El gobierno de Kirchner avanzó en este terreno, en dirección de completar lo iniciado por el movimiento
de derechos humanos. La reconfiguración del sistema de partidos políticos que está en curso es así una consecuencia inevitable de ese nuevo límite impuesto poder oligárquico.

La agenda de la democracia. Los años transcurridos desde el 83 revelan, también algunas líneas directrices por las que siempre transitaron las expresiones políticas de las mayorías y algunas ausencias que urge resolver. En principio, como decíamos, la misma superación de la crisis del 2001-2002 fue el resultado de la concertación democrática, más allá de que no haya asumido otra forma institucional que el Diálogo Argentino o los acuerdos parlamentarios. No hubo espacio para un gobierno surgido del ejercicio de la fuerza.

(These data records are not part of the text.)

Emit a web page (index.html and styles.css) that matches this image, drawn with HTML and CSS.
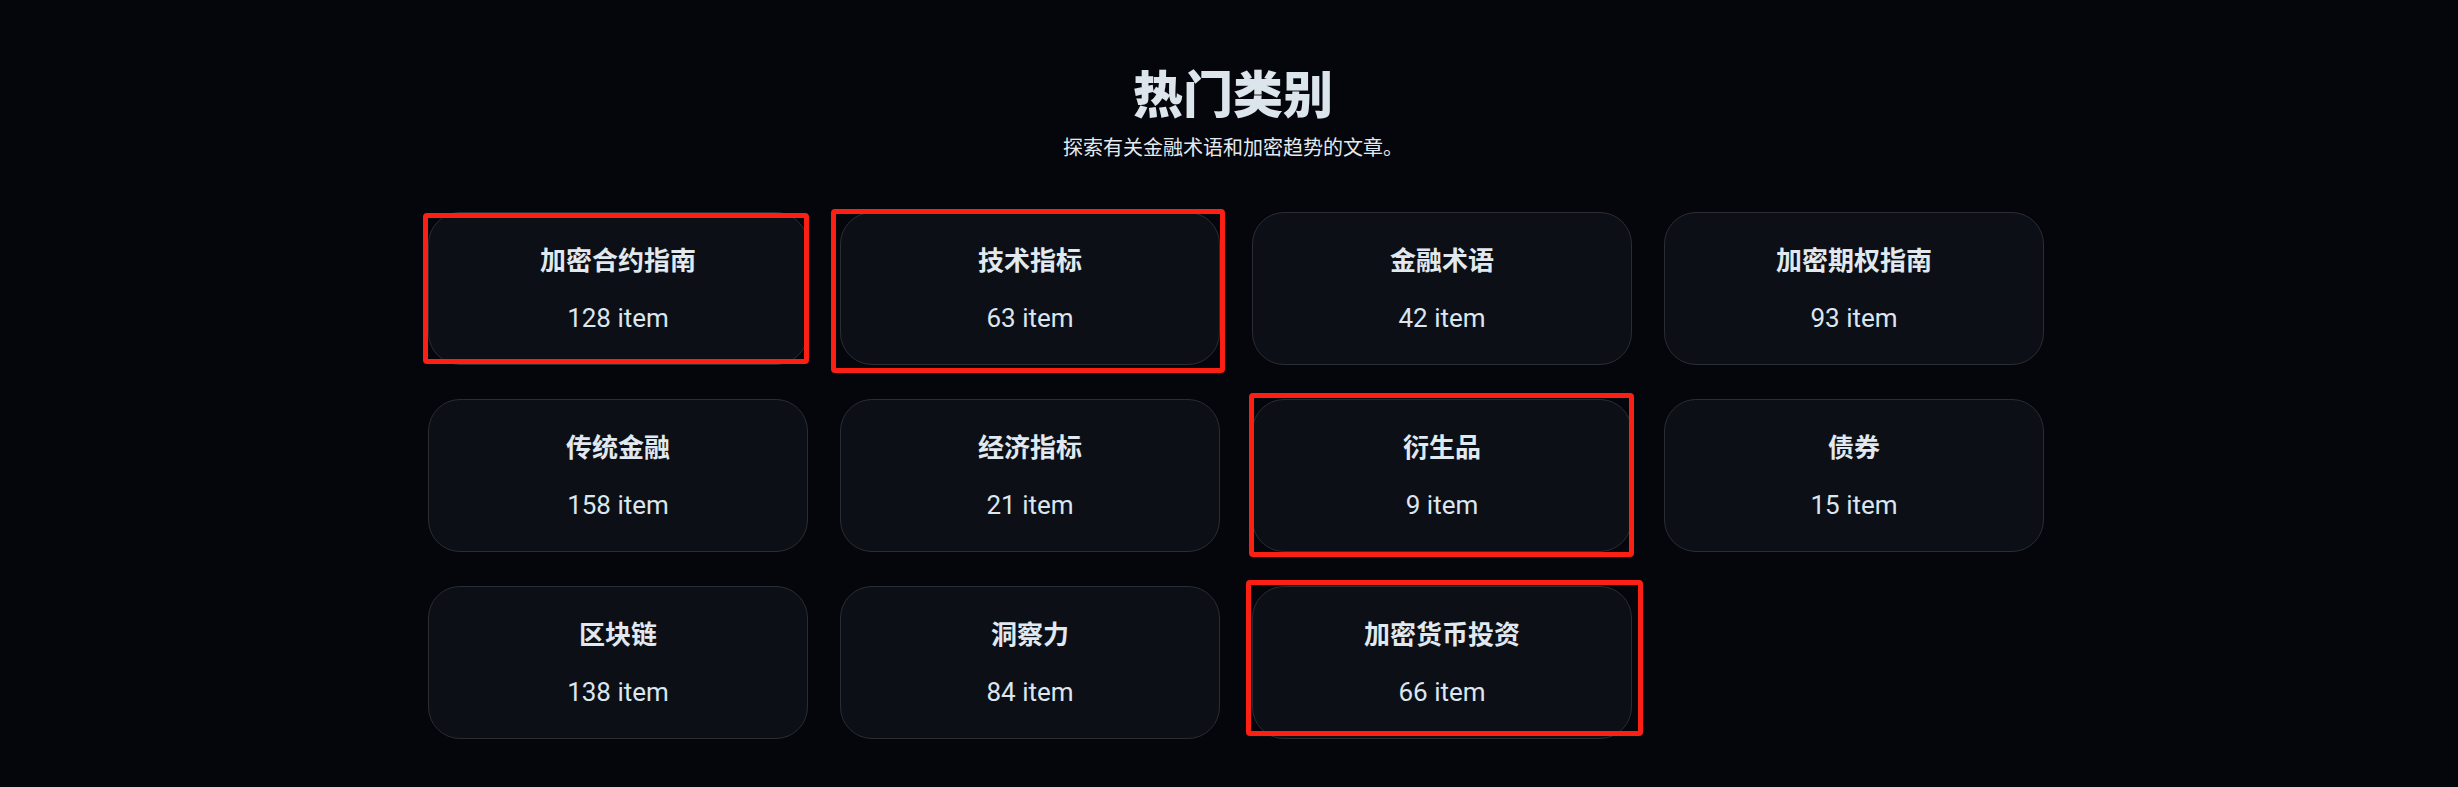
FILE: index.html
```html
<!DOCTYPE html>
<html lang="zh-CN">
<head>
<meta charset="utf-8">
<title>热门类别</title>
<link rel="stylesheet" href="styles.css">
</head>
<body>
<main class="section">
  <header class="section-head">
    <h2 class="section-title">热门类别</h2>
    <p class="section-sub">探索有关金融术语和加密趋势的文章。</p>
  </header>
  <div class="grid">
    <a class="card" href="#"><span class="card-title">加密合约指南</span><span class="card-count">128 item</span></a>
    <a class="card" href="#"><span class="card-title">技术指标</span><span class="card-count">63 item</span></a>
    <a class="card" href="#"><span class="card-title">金融术语</span><span class="card-count">42 item</span></a>
    <a class="card" href="#"><span class="card-title">加密期权指南</span><span class="card-count">93 item</span></a>
    <a class="card" href="#"><span class="card-title">传统金融</span><span class="card-count">158 item</span></a>
    <a class="card" href="#"><span class="card-title">经济指标</span><span class="card-count">21 item</span></a>
    <a class="card" href="#"><span class="card-title">衍生品</span><span class="card-count">9 item</span></a>
    <a class="card" href="#"><span class="card-title">债券</span><span class="card-count">15 item</span></a>
    <a class="card" href="#"><span class="card-title">区块链</span><span class="card-count">138 item</span></a>
    <a class="card" href="#"><span class="card-title">洞察力</span><span class="card-count">84 item</span></a>
    <a class="card" href="#"><span class="card-title">加密货币投资</span><span class="card-count">66 item</span></a>
  </div>
</main>
<div class="mark mark-1"></div>
<div class="mark mark-2"></div>
<div class="mark mark-3"></div>
<div class="mark mark-4"></div>
</body>
</html>
```

FILE: styles.css
```css
* { box-sizing: border-box; }

html, body {
  margin: 0;
  padding: 0;
  background: #04060b;
}

body {
  position: relative;
  min-height: 787px;
  color: #dfe7ee;
  font-family: Roboto, "Noto Sans CJK SC", sans-serif;
}

.section {
  padding-top: 61px;
}

.section-head {
  display: flex;
  flex-direction: column;
  align-items: center;
  padding-left: 8px;
}

.section-title {
  margin: 0;
  font-family: "Noto Sans CJK SC", sans-serif;
  font-size: 50px;
  font-weight: 900;
  line-height: 60px;
  color: #dce5ec;
}

.section-sub {
  margin: 12px 0 0;
  font-family: "Noto Sans CJK SC", sans-serif;
  font-size: 20px;
  line-height: 28px;
  color: #e3ebf2;
}

.grid {
  width: 1616px;
  margin: 51px 0 0 calc(50% - 801px);
  display: grid;
  grid-template-columns: repeat(4, 1fr);
  column-gap: 32px;
  row-gap: 34px;
}

.card {
  height: 153px;
  display: flex;
  flex-direction: column;
  align-items: center;
  justify-content: center;
  gap: 23px;
  background: #0c0f16;
  border: 1px solid #2a2d34;
  border-radius: 32px;
  text-decoration: none;
  color: #dfe7ee;
}

.card-title {
  font-family: "Noto Sans CJK SC", sans-serif;
  font-size: 26px;
  font-weight: 700;
  line-height: 36px;
  color: #e1e9f0;
}

.card-count {
  font-family: Roboto, "Noto Sans CJK SC", sans-serif;
  font-size: 26px;
  font-weight: 400;
  line-height: 36px;
  color: #dbe6ef;
}

.mark {
  position: absolute;
  border: 5px solid #fb2013;
  border-radius: 4px;
  pointer-events: none;
}

.mark-1 { left: 423px; top: 213px; width: 386px; height: 151px; }
.mark-2 { left: 831px; top: 209px; width: 394px; height: 164px; }
.mark-3 { left: 1249px; top: 393px; width: 385px; height: 164px; }
.mark-4 { left: 1246px; top: 580px; width: 397px; height: 156px; }
```
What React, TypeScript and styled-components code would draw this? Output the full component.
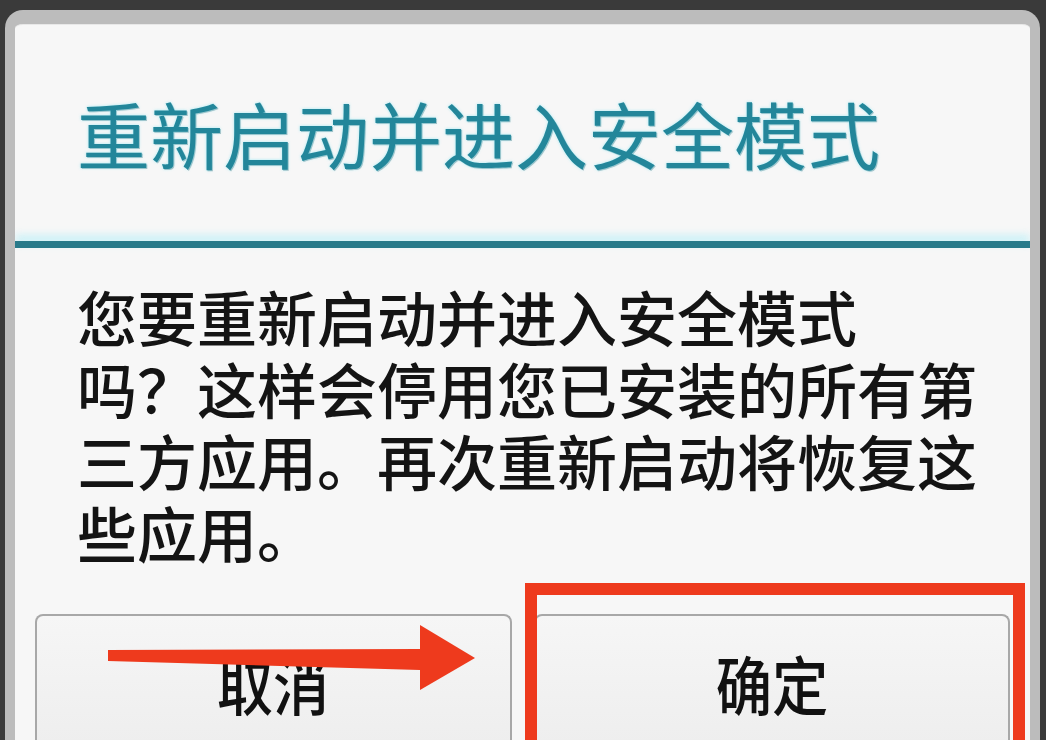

También en democracia hemos superado nuestros conflictos limítrofes de manera pacífica y emprendido el camino de la integración regional.
Esto ha generado las condiciones objetivas para delinear un nuevo rol de las Fuerzas Armadas, opuesto al de fuerza de ocupación del propio país, al tiempo que el poder político se enajenaba a la tutela ideológica
del aparato militar.

La idea de la ciudadanía política asociada al ejercicio pleno de todos los derechos humanos, es también una construcción colectiva de estos años, amenazada todavía lamentablemente por la enorme exclusión social. Sin embargo ha faltado, en gran medida gracias a la acción ideológica de la oligarquía, una idea concertada sobre cómo construir una nación moderna y desarrollada, de las que todos sus habitantes sean de hecho integrantes plenos. Frente a esa gran oportunidad estamos si las fuerzas populares actúan a tiempo, porque la legitimidad democrática depende de la inclusión social. Si se resolviese, estaríamos adentrándonos en un nuevo ciclo histórico, en el que la afirmación de los derechos humanos y del desarrollo nacional estaría plenamente integrada al ejercicio de la soberanía popular.